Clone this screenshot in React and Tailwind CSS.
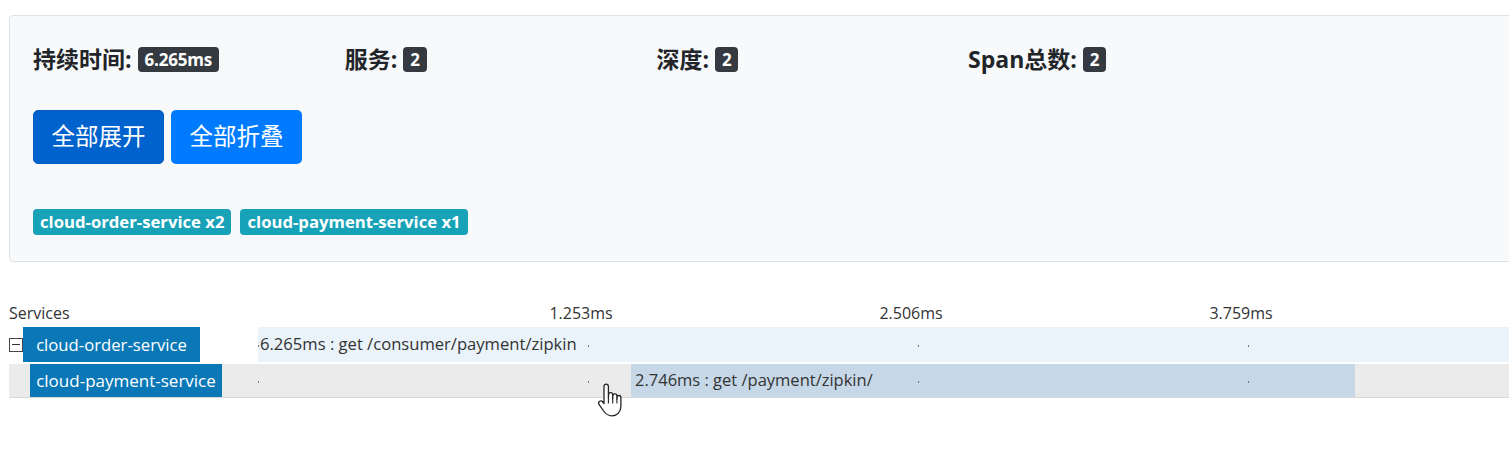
import React from 'react';

const cjk = { fontFamily: '"Open Sans", "Noto Sans CJK SC", sans-serif' };

const stats = [
  { label: '持续时间:', value: '6.265ms' },
  { label: '服务:', value: '2' },
  { label: '深度:', value: '2' },
  { label: 'Span总数:', value: '2' },
];

const ticks = [0, 330, 660, 990];

function Ticks() {
  return (
    <>
      {ticks.map((t) => (
        <span
          key={t}
          className="absolute top-1/2 w-px h-[2px] bg-[#777]"
          style={{ left: t }}
        />
      ))}
    </>
  );
}

function HandCursor() {
  return (
    <svg
      className="absolute left-[597px] top-[383px]"
      width="26"
      height="38"
      viewBox="0 0 26 38"
      fill="none"
    >
      <path
        d="M7 3.5c0-1.4 1-2.3 2.2-2.3s2.2.9 2.2 2.3V15l.2-3.2c0-1.3 1-2.1 2.1-2.1s2 .8 2 2.1v3.6l.2-2.6c0-1.2.9-2 2-2s2 .8 2 2v3.3l.2-1.8c.1-1.1.9-1.8 1.9-1.8s1.9.8 1.9 1.9v8.8c0 5.6-3.6 9.6-8.9 9.6-3.9 0-6.3-1.8-8.4-4.8L2.2 21.6c-.8-1.2-.6-2.6.4-3.3 1-.7 2.4-.4 3.2.7L7 20.6V3.5z"
        fill="#fff"
        stroke="#222"
        strokeWidth="1.3"
        strokeLinejoin="round"
      />
      <path d="M11.4 15v5M15.7 15.4v4.6M19.9 16v4" stroke="#222" strokeWidth="1.1" strokeLinecap="round" />
    </svg>
  );
}

export default function App() {
  return (
    <div className="relative w-[1509px] h-[456px] overflow-hidden bg-white pt-[15px] pl-[9px]" style={cjk}>
      {/* Summary panel */}
      <div className="w-[1540px] h-[247px] bg-[#f8f9fa] border border-[#dfe2e5] rounded-[4px] pl-[23px] pt-[30px]">
        <div className="flex h-[27px] items-center">
          {stats.map((s) => (
            <div key={s.label} className="w-[311.7px] flex items-center gap-[6px]">
              <span className="text-[23px] font-bold text-[#212529] leading-none">{s.label}</span>
              <span className="inline-flex items-center h-[25px] px-[7px] rounded-[4px] bg-[#343a40] text-white text-[17px] font-bold leading-none tracking-[-0.2px]">
                {s.value}
              </span>
            </div>
          ))}
        </div>

        <div className="flex gap-[7px] mt-[37px]">
          <button className="w-[131px] h-[54px] rounded-[5px] bg-[#0062cc] border border-[#005cbf] text-white text-[23.5px]">
            全部展开
          </button>
          <button className="w-[131px] h-[54px] rounded-[5px] bg-[#007bff] text-white text-[23.5px]">
            全部折叠
          </button>
        </div>

        <div className="flex gap-[9px] mt-[45px]">
          <span className="inline-flex items-center h-[26px] px-[7px] rounded-[4px] bg-[#17a2b8] text-white text-[16.7px] font-bold">
            cloud-order-service x2
          </span>
          <span className="inline-flex items-center h-[26px] px-[7px] rounded-[4px] bg-[#17a2b8] text-white text-[16.7px] font-bold">
            cloud-payment-service x1
          </span>
        </div>
      </div>

      {/* Timeline */}
      <div className="mt-[39px] text-[#333] text-[16px]" style={{ fontFamily: '"Open Sans", sans-serif' }}>
        <div className="flex h-[24px] items-center">
          <div className="w-[249px]">Services</div>
          <div className="relative flex-1 h-full">
            {['1.253ms', '2.506ms', '3.759ms'].map((l, i) => (
              <span
                key={l}
                className="absolute top-0 -translate-x-1/2"
                style={{ left: 323 + i * 330 }}
              >
                {l}
              </span>
            ))}
          </div>
        </div>

        <div className="flex h-[35px] mt-[2px] bg-white">
          <div className="w-[249px] flex items-center">
            <span className="w-[14px] h-[14px] border border-[#444] flex items-center justify-center">
              <span className="w-[8px] h-px bg-[#333]" />
            </span>
            <span className="w-[177px] h-[35px] flex items-center justify-center bg-[#0a78b7] text-white text-[16.7px]">
              cloud-order-service
            </span>
          </div>
          <div className="relative flex-1 bg-[#eaf2fa] flex items-center">
            <Ticks />
            <span className="pl-[2px] text-[16.6px] text-[#333]">6.265ms : get /consumer/payment/zipkin</span>
          </div>
        </div>

        <div className="flex h-[36px] bg-[#ebebeb] border-t-[2px] border-white border-b border-b-[#d8d8d8]">
          <div className="w-[249px] flex items-center pl-[21px]">
            <span className="w-[192px] h-[33px] flex items-center justify-center bg-[#0a78b7] text-white text-[17px]">
              cloud-payment-service
            </span>
          </div>
          <div className="relative flex-1 flex">
            <Ticks />
            <div className="ml-[373px] w-[724px] bg-[#c6d8e7] flex items-center">
              <span className="pl-[4px] text-[16.5px] text-[#333]">2.746ms : get /payment/zipkin/</span>
            </div>
          </div>
        </div>
      </div>

      <HandCursor />
    </div>
  );
}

What the task asks - Repeat exactly and only the lines from the start of the data above through the line that holds "const ticks = [0, 330, 660, 990];", inclusive. Pictures do not belong in the copy.

Response to this exercise -
Clone this screenshot in React and Tailwind CSS.
import React from 'react';

const cjk = { fontFamily: '"Open Sans", "Noto Sans CJK SC", sans-serif' };

const stats = [
  { label: '持续时间:', value: '6.265ms' },
  { label: '服务:', value: '2' },
  { label: '深度:', value: '2' },
  { label: 'Span总数:', value: '2' },
];

const ticks = [0, 330, 660, 990];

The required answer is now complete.